* Q2 pretax loss 1.10 bln crowns, in line with forecasts
* Expects bigger Q3 loss, despite market stabilisation
* Cost-savings programme more effective than expected
* Shares fall 2.5 percent
(Adds analysts, background, updates shares)
By Katarina Gustafsson and Veronica Ek
STOCKHOLM, July 27 (Reuters) - Swedish specialty steelmaker SSAB said on Monday losses in the second quarter in line with forecasts would widen in the current three months amid a fragile market and seasonal order reductions by customers.
Shares in SSAB were down 2.5 percent by 0745 GMT, underperforming a 0.3 percent gain in the Stockholm bourse's blue-chip index.
"It is a reasonable reaction.
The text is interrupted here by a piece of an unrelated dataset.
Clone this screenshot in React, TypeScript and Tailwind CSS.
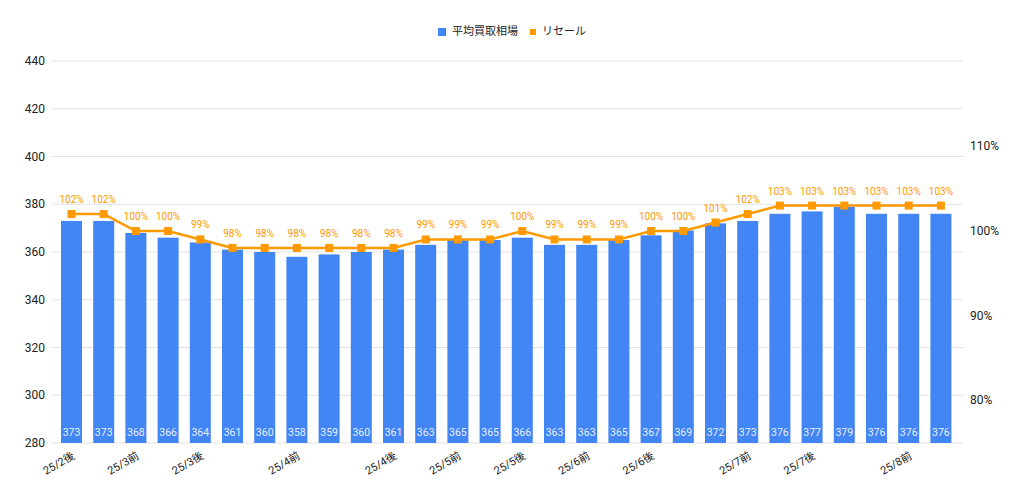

What disappoints the markets today is that they are saying that results will be weaker in the third quarter. They are relatively cautious about the outlook," said Johnson Imode, an analyst at S&P Equity Research.
Steel prices have fallen in the wake of the worldwide downturn which has hit demand for metals and delayed construction projects, forcing steelmakers to cut output, delay shipments and scale back investment plans.
The company said the global steel market was still tinged with uncertainty, and that it expected a wider loss in the third quarter than in the second.
"It is too early to talk about a definite turnaround. What we can note is stabilisation," it said in a statement.
"We expect that the result for the third quarter will be weaker than for the second quarter, primarily due to seasonal variations as a consequence of our customers' holiday outages," the firm said.
SSAB reported a pretax loss of 1.10 billion Swedish crowns ($147 million) in the three months to June, down from a profit of 3.0 billion a year ago. That compared with the average forecast for a 1.08 billion loss in a Reuters poll of 13 analysts.
"The numbers were roughly in line with expectations. The cash flow was stronger than expected, but the outlook is somewhat weaker than expected," said Stefan Ward, an analyst at Handelsbanken Capital Markets.
The firm, which unveiled plans to cut 1,300 jobs at the end of last year to adjust to the weaker demand, said its cost-cutting programme had had a more rapid impact than expected.
ArcelorMittal, the world's biggest steelmaker, is seen posting an 86 percent slide in core profit when it releases its second-quarter results on Wednesday, July 29.